The Stanford profs argue that those estimates are deeply flawed. The true fatality rate depends not on deaths from confirmed positive cases, but on the number of people who get infected. And the total number of people infected with the COVID-19 virus is likely to be far higher than reported cases indicate.

This is because of selection bias in the testing process. Testing for COVID-19 infection has largely been limited to those people who show symptoms of the virus, or who think they might have the virus. As the Stanford profs demonstrate using data from novel population samples from China, Italy, Iceland, and the US, prevalence of COVID-19 infection ranged from 0.9%-2.7% of all individuals in the sample. Applying that prevalence to the US population at large suggests that the number of people that might already be infected with the virus could be more than 10x the reported number of reported cases.
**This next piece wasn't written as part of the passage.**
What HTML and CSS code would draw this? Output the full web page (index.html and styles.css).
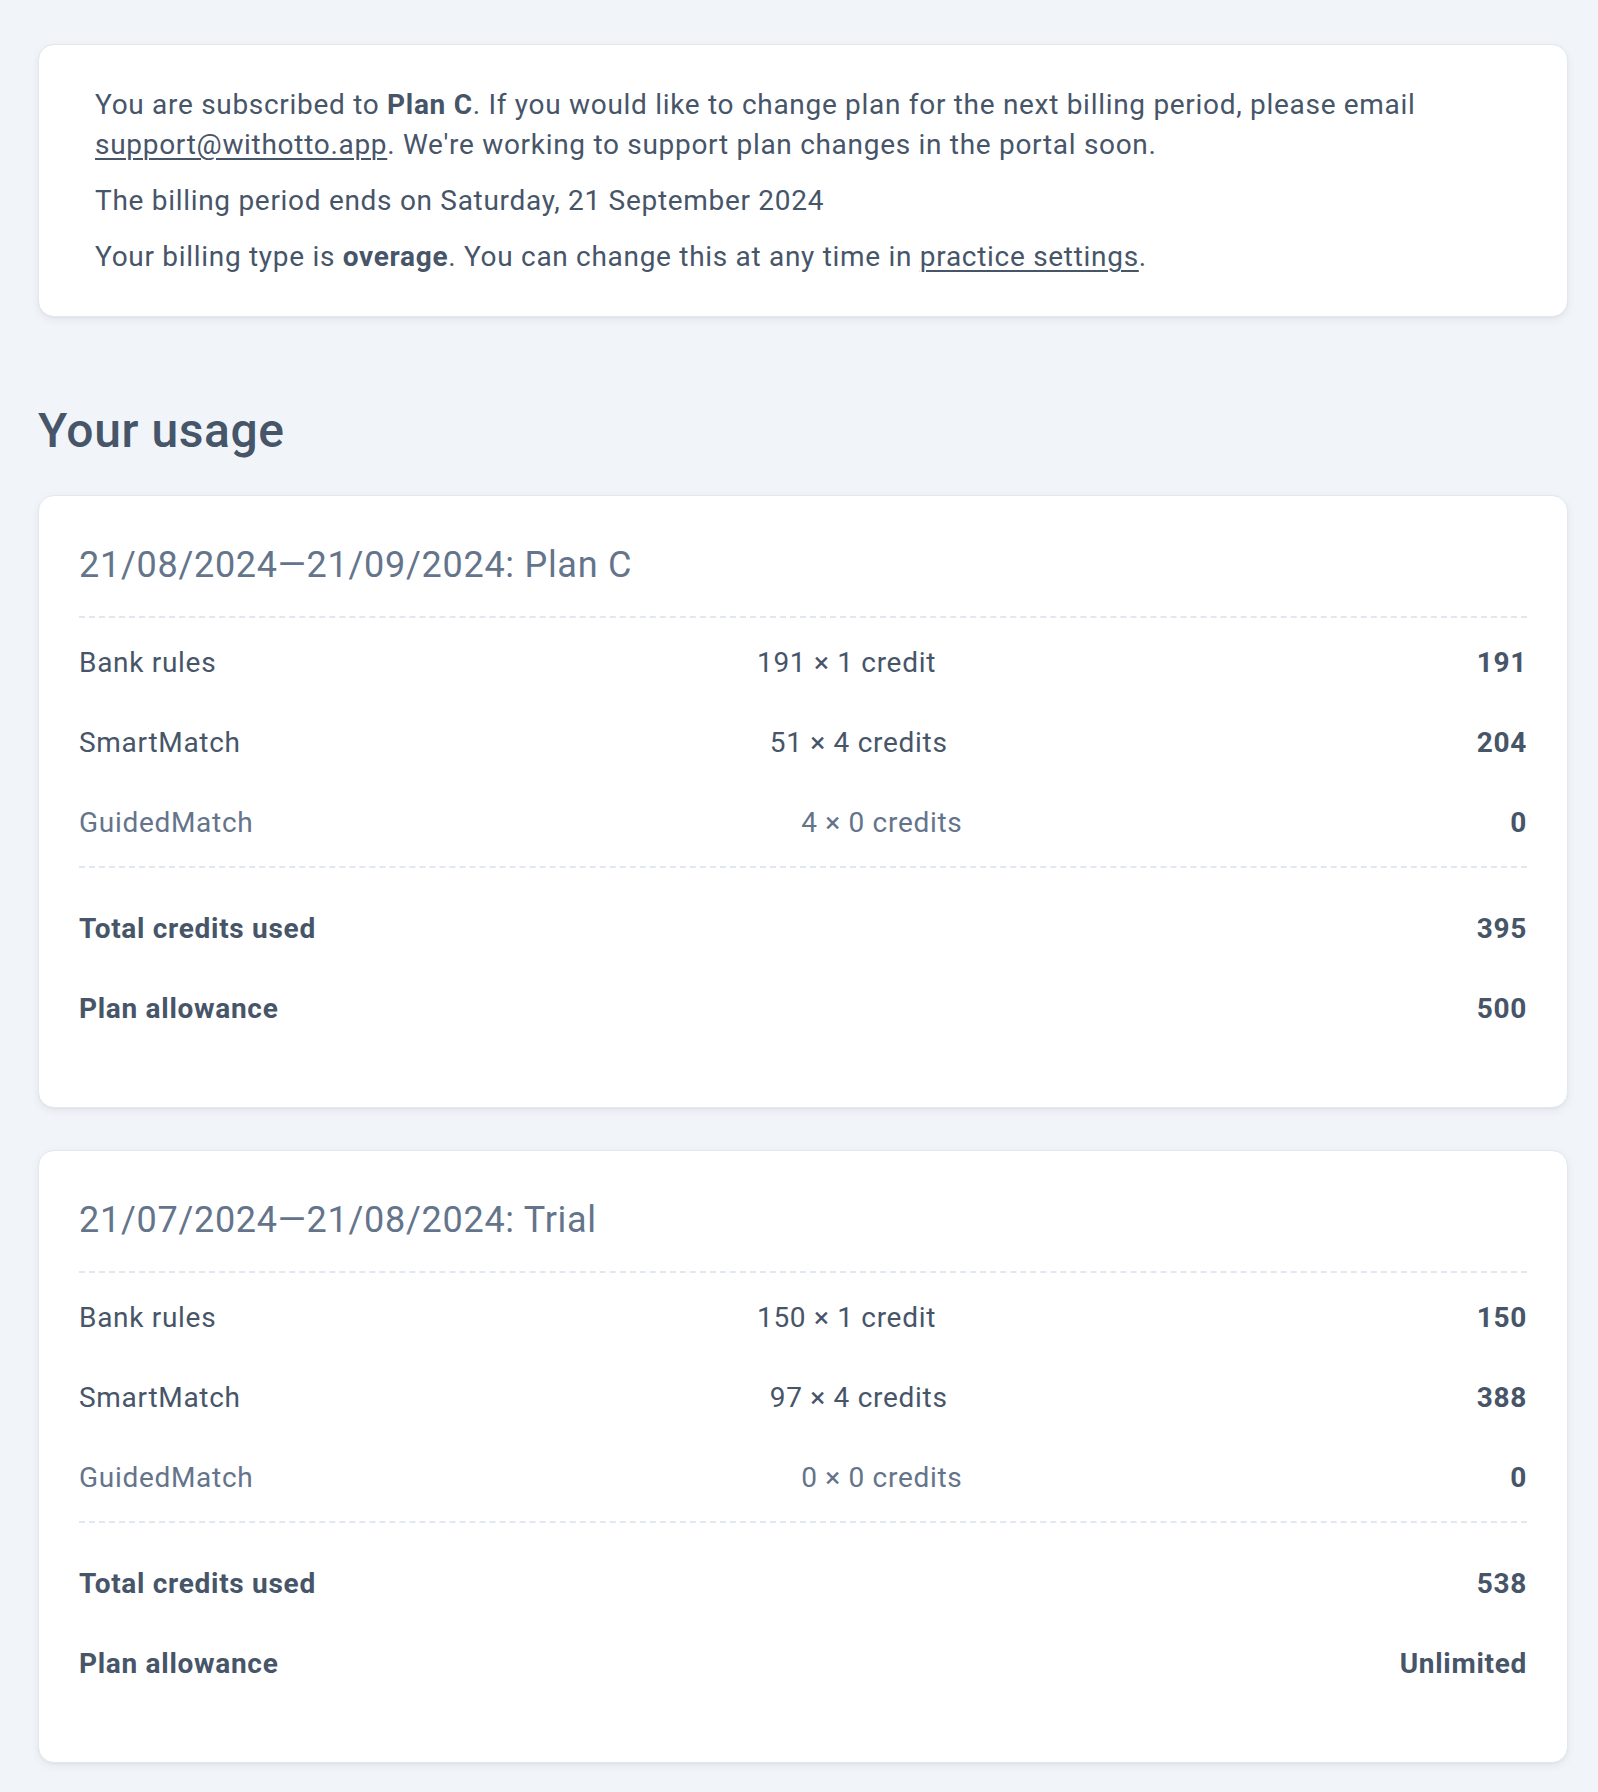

This would make the denominator of the fatality rate calculation much larger than the one currently employed--and the calculated fatality rate much lower. Using our data above, disease prevalence that is 10x the reported case level shifts the decimal point one place to the left for a fatality rate of 0.145%--that's only slightly higher than the flu.

The Stanford profs sense the true death rate may be even lower. The first Chinese COVID-19 cases surfaced in Wuhan in late 2019. Although the first reported US case was reported in mid January, tens of thousands of people travelled from Wuhan to the US prior to that. Assuming a highly transmissible virus that drives infection doubling rate of every three days, and an epidemic seed on January 1 in the US, the researchers estimate 6 million Americans infected by March 9. Assuming a two week lag between infection and death, and a COVID-19 death count of 499 on March 23, then the US mortality rate would be about 0.01%--about one tenth of the mortality rate from the flu.

The researchers suggest that if the true infection and mortality rates approach their estimates, then the epidemic is limited in scale. Measures that focus on reducing risks for older adults and at risk individuals, and on re-allocating health care resources to care for critically ill patients are sensible. Universal quarantines that impose large economic and social costs are not.

Their bottom line: Similar to Dr Ioannidis, we need accurate prevalence and incidence data in order to solve our denominator problem so that we can make intelligent decisions here.